Le calendrier et le tracé enfin définis

Afin de mener ce projet à bien, le Gouvernement et le Ministère de l’infrastructure slovènes ont mis en place une agence de développement économique dédiée, 2TDK. L’agence 2TDK édite un portail Internet bien documenté, disponible également en anglais, qui a pour objectifs d’expliquer au public et aux parties prenantes la pertinence du projet et de les informer sur les évolutions intervenant tout au long de sa vie. On y apprend que le projet comprend un grand nombre d’ouvrages d’art dont 8 tunnels totalisant une longueur de 20,5 km, 2 viaducs (longueur totale 1099 mètres), 2 ponts ainsi que la mise en place d’une galerie. Une animation multimédia montre le tracé de la nouvelle voie.

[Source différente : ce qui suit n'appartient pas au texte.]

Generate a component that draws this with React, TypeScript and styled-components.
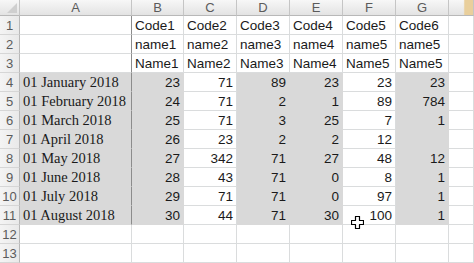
import React from "react";
import styled, { createGlobalStyle, css } from "styled-components";

const Global = createGlobalStyle`
  html, body { margin: 0; padding: 0; background: #ffffff; overflow: hidden; }
  #root { width: 474px; height: 263px; }
`;

const Sheet = styled.div`
  position: relative;
  width: 474px;
  height: 263px;
  display: grid;
  grid-template-columns: 20px 112px 52px 53px 53px 53px 53px 53px 25px;
  grid-template-rows: 16px repeat(13, 19px);
  background: #ffffff;
  overflow: hidden;
`;

const HeadCell = styled.div<{ $tan?: boolean }>`
  box-sizing: border-box;
  border-right: 1px solid #c5c5c5;
  border-bottom: 1px solid #b8b8b8;
  background: ${(p) =>
    p.$tan
      ? "linear-gradient(to right, rgba(0,0,0,0) 60%, #e9cf9c 66%), linear-gradient(#f7f7f7, #e3e3e3)"
      : "linear-gradient(#f7f7f7, #e3e3e3)"};
  color: #5b5b5b;
  font-family: "Liberation Sans", Arial, sans-serif;
  font-size: 13px;
  display: flex;
  align-items: center;
  justify-content: center;
  line-height: 1;
`;

const Corner = styled(HeadCell)`
  position: relative;
  &::after {
    content: "";
    position: absolute;
    right: 2px;
    bottom: 2px;
    width: 0;
    height: 0;
    border-left: 10px solid transparent;
    border-bottom: 10px solid #cfcfcf;
  }
`;

const RowNum = styled.div`
  box-sizing: border-box;
  border-right: 1px solid #b8b8b8;
  border-bottom: 1px solid #d6d6d6;
  background: linear-gradient(to right, #f4f4f4, #e9e9e9);
  color: #5b5b5b;
  font-family: "Liberation Sans", Arial, sans-serif;
  font-size: 13px;
  display: flex;
  align-items: center;
  justify-content: center;
  line-height: 1;
`;

const Cell = styled.div<{ $fill?: boolean; $right?: boolean; $serif?: boolean; $dark?: boolean }>`
  box-sizing: border-box;
  display: flex;
  align-items: flex-end;
  justify-content: ${(p) => (p.$right ? "flex-end" : "flex-start")};
  padding: 0 3px 2px 3px;
  white-space: nowrap;
  color: #1a1a1a;
  line-height: 1;
  font-family: ${(p) =>
    p.$serif ? '"Liberation Serif", "Times New Roman", serif' : '"Liberation Sans", Arial, sans-serif'};
  font-size: ${(p) => (p.$serif ? "14.5px" : "13.5px")};
  ${(p) =>
    p.$fill
      ? css`
          background: #d9d9d9;
          border-right: 1px solid #d9d9d9;
          border-bottom: 1px solid #d9d9d9;
        `
      : css`
          background: #ffffff;
          border-right: 1px solid #dadcdd;
          border-bottom: 1px solid #dadcdd;
        `}
  ${(p) =>
    p.$dark &&
    css`
      border-right: 1px solid #8c8c8c;
    `}
`;

const Cursor = styled.svg`
  position: absolute;
  left: 351px;
  top: 216px;
`;

const letters = ["A", "B", "C", "D", "E", "F", "G"];

const dates = [
  "01 January 2018",
  "01 February 2018",
  "01 March 2018",
  "01 April 2018",
  "01 May 2018",
  "01 June 2018",
  "01 July 2018",
  "01 August 2018",
];

const head: string[][] = [
  ["Code1", "Code2", "Code3", "Code4", "Code5", "Code6"],
  ["name1", "name2", "name3", "name4", "name5", "name5"],
  ["Name1", "Name2", "Name3", "Name4", "Name5", "Name5"],
];

const data: string[][] = [
  ["23", "71", "89", "23", "23", "23"],
  ["24", "71", "2", "1", "89", "784"],
  ["25", "71", "3", "25", "7", "1"],
  ["26", "23", "2", "2", "12", ""],
  ["27", "342", "71", "27", "48", "12"],
  ["28", "43", "71", "0", "8", "1"],
  ["29", "71", "71", "0", "97", "1"],
  ["30", "44", "71", "30", "100", "1"],
];

const filledCols = [true, false, true, true, false, true];

export default function App() {
  const rows: React.ReactNode[] = [];
  for (let r = 1; r <= 13; r++) {
    rows.push(<RowNum key={`n${r}`}>{r}</RowNum>);
    if (r <= 3) {
      rows.push(<Cell key={`a${r}`} $dark />);
      head[r - 1].forEach((t, i) => rows.push(<Cell key={`h${r}-${i}`}>{t}</Cell>));
    } else if (r <= 11) {
      rows.push(
        <Cell key={`a${r}`} $fill $serif $dark>
          {dates[r - 4]}
        </Cell>
      );
      data[r - 4].forEach((t, i) =>
        rows.push(
          <Cell key={`d${r}-${i}`} $fill={filledCols[i]} $right>
            {t}
          </Cell>
        )
      );
    } else {
      rows.push(<Cell key={`a${r}`} />);
      for (let i = 0; i < 6; i++) rows.push(<Cell key={`e${r}-${i}`} />);
    }
    rows.push(<Cell key={`x${r}`} />);
  }

  return (
    <>
      <Global />
      <Sheet>
        <Corner />
        {letters.map((l) => (
          <HeadCell key={l}>{l}</HeadCell>
        ))}
        <HeadCell $tan />
        {rows}
        <Cursor width="13" height="13" viewBox="0 0 13 13">
          <path
            d="M4.5 0.5 H8.5 V4.5 H12.5 V8.5 H8.5 V12.5 H4.5 V8.5 H0.5 V4.5 H4.5 Z"
            fill="#ffffff"
            stroke="#000000"
            strokeWidth="1.2"
            strokeLinejoin="round"
          />
        </Cursor>
      </Sheet>
    </>
  );
}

Seconde voie Koper-Divaca - Plan du tracé. Illustration: Agence 2TDK

Seconde voie Koper-Divaca – Plan du tracé. Illustration: Agence 2TDK

 

Conclusion

Le projet « Drugi Tir » inclut également un volet modernisation de la ligne existante. Avec l’ajout de la seconde voie, la capacité de frêt de marchandises totale passera à 43,4 million de tonnes par an et permettra le passage de 222 trains par jour. Nul doute que ce projet permettra d’accompagner la croissance et le développement du port marchand de Koper et contribuera de manière sensible à la croissance économique slovène durant les prochaines décennies, tout en attirant de nouveaux opérateurs de logistique à Koper.